An Early STEP Forward for Pre-freshmen Engineering Students
|Author:||Rachael Tan, Payton Case, Zoe Marcus, Zachary Lederman, and Andrew Lake|
This is the second year since its first introduction by GEP2 in 2017 in which students visited both China and Japan. “This year we were very fortunate to have Dr. Tamara Moore on the STEP-Abroad China program as a co-instructor. Our students learned so much about their upcoming freshmen year by traveling with one of our ENGR 131 professors,” said the program lead and instructor Dr. Wei Qiu, who manages the Asia Pacific student mobility Programs at GEP2.
Purdue is unique in that we are one of the few universities that offer this program to rising engineering undergraduates. According to freshman Zoe Marcus, the trip was valuable enough to sway her college decision. “My ability to go to China before even setting foot in a classroom was one of my biggest deciding factors in choosing Purdue,” Marcus said, “Allowing pre-freshmen to enjoy opportunities normally only allotted to older students, it allows the student body to grow and mature into a more diverse and understanding community. Purdue’s ability to foster growth and excitement in these students before they even set foot on campus is incredible, and no other university in the nation offers pre-freshman engineering students the opportunity to study abroad.”
During this program, students had the opportunity to explore China in a multitude of ways. From the Bund of Shanghai to tea houses and Hutongs (narrow alleyways) in Beijing, pre-freshmen engineering students explored cultural, historical, and engineering sites while exploring their future careers and building friendships that will last a lifetime. Students went on visits to interesting sites including the Temple of Heaven, the Great Wall of China, Eli Lilly, and NineBot-Segway among other locations; and students were also able to enjoy their free time as they will. For Marcus, visiting Eli Lilly helped her understand what she might want for her future as she plans on majoring in Chemical Engineering. “It was incredible to see where I could be five, ten years from now. Visiting Lilly gave me a goal to work towards. I am grateful for the experience to visit such an incredible company in an amazing country.”

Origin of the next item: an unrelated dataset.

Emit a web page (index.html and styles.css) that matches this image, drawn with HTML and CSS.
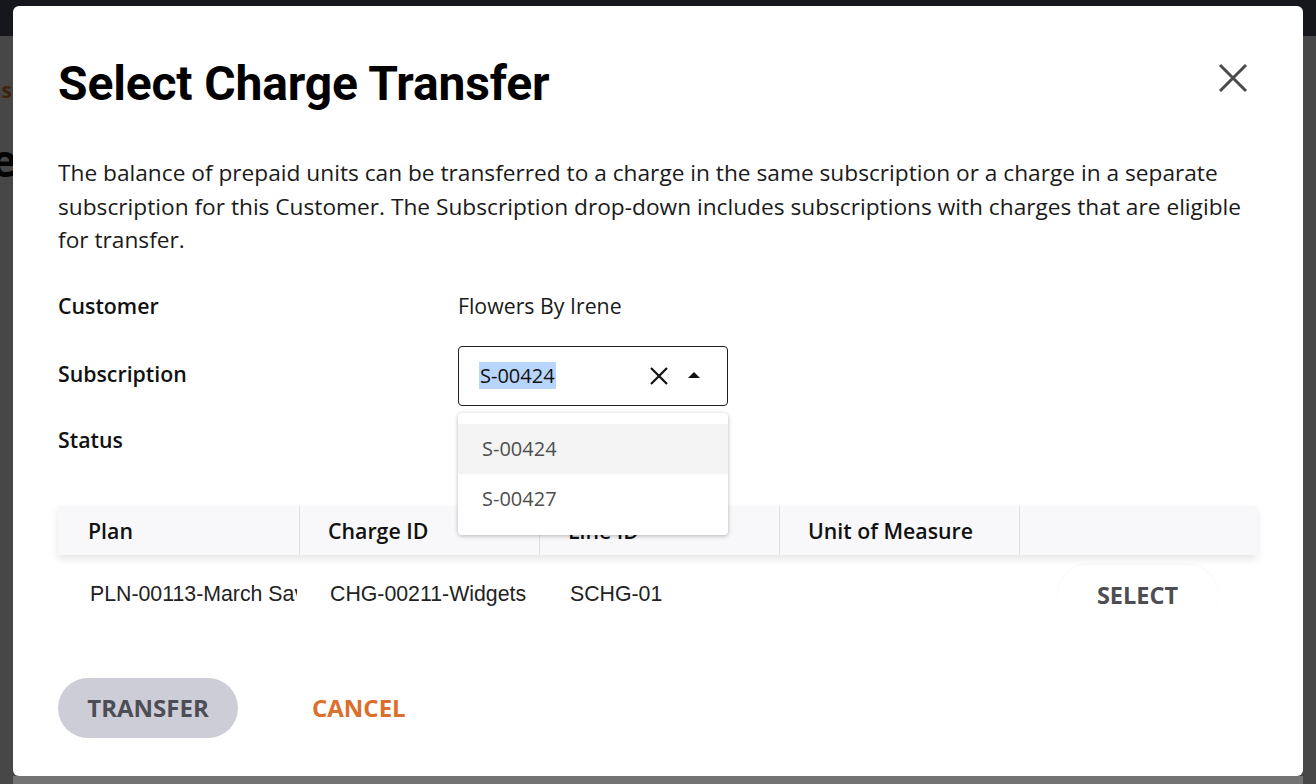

In addition to gaining a better understanding of engineering career paths, the program manages to introduce students to important skills they will be using throughout their college career early on. Some of the more significant things students become prepared for are: time management, living in entirely new environments, and professional interactions. Students are tasked with many responsibilities in STEP-Abroad China, with numerous events taking place throughout any given day and six “inquiry logs” to write afterwards throughout the week. One of the most important skills the students learned, however, was the ability to get along with people they have never met before.

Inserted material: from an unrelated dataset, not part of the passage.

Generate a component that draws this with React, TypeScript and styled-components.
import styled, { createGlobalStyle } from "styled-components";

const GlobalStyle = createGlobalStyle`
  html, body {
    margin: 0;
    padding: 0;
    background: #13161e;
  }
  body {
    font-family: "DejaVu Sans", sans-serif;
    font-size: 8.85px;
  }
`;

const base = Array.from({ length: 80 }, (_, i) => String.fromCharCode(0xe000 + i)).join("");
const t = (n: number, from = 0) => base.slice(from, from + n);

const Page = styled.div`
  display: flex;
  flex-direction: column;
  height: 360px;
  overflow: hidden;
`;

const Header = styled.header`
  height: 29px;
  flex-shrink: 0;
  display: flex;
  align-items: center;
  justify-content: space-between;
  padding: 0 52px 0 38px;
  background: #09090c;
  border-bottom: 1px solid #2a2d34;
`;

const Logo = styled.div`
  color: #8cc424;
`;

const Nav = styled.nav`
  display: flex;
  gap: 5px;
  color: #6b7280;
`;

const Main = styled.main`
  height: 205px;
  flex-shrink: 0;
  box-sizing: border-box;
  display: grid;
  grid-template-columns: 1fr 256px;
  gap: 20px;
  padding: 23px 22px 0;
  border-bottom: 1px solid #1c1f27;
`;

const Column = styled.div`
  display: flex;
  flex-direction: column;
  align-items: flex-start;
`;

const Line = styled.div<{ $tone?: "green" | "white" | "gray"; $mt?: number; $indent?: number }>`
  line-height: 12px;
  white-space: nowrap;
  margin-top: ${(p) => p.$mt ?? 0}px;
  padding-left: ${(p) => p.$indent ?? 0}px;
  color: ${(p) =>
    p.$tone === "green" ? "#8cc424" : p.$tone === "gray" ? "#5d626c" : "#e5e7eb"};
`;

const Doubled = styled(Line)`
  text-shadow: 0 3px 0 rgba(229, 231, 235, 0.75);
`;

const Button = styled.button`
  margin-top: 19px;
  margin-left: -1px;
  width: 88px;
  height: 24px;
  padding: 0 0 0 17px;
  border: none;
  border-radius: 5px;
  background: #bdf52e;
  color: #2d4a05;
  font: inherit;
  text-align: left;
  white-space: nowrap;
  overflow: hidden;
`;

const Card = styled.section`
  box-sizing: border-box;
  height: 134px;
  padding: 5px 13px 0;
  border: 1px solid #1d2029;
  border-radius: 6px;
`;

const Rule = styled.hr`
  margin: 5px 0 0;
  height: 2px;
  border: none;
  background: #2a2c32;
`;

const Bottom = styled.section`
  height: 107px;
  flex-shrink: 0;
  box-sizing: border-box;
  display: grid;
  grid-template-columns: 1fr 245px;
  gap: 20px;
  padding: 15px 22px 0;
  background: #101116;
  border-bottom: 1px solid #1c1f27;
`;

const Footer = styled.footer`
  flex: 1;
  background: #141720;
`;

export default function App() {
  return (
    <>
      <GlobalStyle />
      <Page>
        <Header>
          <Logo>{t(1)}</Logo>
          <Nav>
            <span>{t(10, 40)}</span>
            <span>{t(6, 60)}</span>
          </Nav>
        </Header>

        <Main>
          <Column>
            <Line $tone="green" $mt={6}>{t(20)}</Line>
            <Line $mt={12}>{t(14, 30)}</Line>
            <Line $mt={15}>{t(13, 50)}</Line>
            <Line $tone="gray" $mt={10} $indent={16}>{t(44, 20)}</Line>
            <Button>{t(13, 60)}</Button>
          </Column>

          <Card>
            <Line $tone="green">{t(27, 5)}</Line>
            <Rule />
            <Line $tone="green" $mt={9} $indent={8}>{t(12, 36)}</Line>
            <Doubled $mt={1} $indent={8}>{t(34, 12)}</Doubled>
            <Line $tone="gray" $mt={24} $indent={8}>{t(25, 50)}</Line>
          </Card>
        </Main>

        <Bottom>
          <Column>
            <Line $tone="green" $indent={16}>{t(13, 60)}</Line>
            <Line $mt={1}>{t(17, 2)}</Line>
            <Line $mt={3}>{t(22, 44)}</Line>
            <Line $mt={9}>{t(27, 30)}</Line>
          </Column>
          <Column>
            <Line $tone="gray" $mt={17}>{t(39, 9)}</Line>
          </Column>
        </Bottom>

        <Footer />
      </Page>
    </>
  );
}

The opportunity to cultivate friendships before attending university is extremely valuable. Students who took part in this program faced an environment where most could not speak the language and with students they had just met, which can be daunting coming right out of high school. According to freshman Zachary Lederman, the experiences, whether extremely fun or anxiety-inducing, allowed them to create tight bonds. “One of the most impactful experiences in the Purdue STEP-Abroad China trip were the subways,” he said, “Our meal ended pretty late and by the time they got to the station there were 10 minutes until the last train. We had to act quickly and efficiently because we didn’t want to walk six miles in Beijing at midnight, so we managed to acquire a dozen tickets and sprint across a Chinese subway terminal. From then on we’ve become a lot closer and understand each other’s strengths and weaknesses.”
Sophomore Vivian Guo, who participated in the program in 2017, agrees that the program is incredibly valuable for creating friendships. “One of the most important things that I learned on the trip is the people I met in the program. Coming from Carmel, IN it’s really easy to be sheltered from global and domestic issues. But after getting to know other students, from the program and at the international universities, I was a little more exposed to reality,” she said, “I still talk to a couple of people that I studied abroad with.”
This program would never have taken off without the efforts of GEP2, in particular Jill Churchill, the Short Term Study Abroad Coordinator for the College of Engineering. According to Churchill, the process was a mix of persistence and good timing, “The Study Abroad office had started a pre-freshman program to Peru, and when I came to global engineering 6 years ago, I noticed that a lot of students who were going on the prefreshmen program were engineering students. So I thought, there’s obviously an interest in engineering students travelling before they come to Purdue, so why don't we try to do this?”
Churchill, along with many of the students who have participated in this STEP-Abroad China program, hope that there will be an expansion of prefreshman opportunities much like this. “Other schools within engineering are interested in doing it, our goal was to try to show many different types of engineering, whether it be civil, mechanical, electrical, ancient engineering with new engineering,” she said, “It’s a great way for students to meet new people within their major, to see all of the different types of engineering that's out there and also a perfect opportunity to work on your intercultural skills, because that's very important at Purdue.”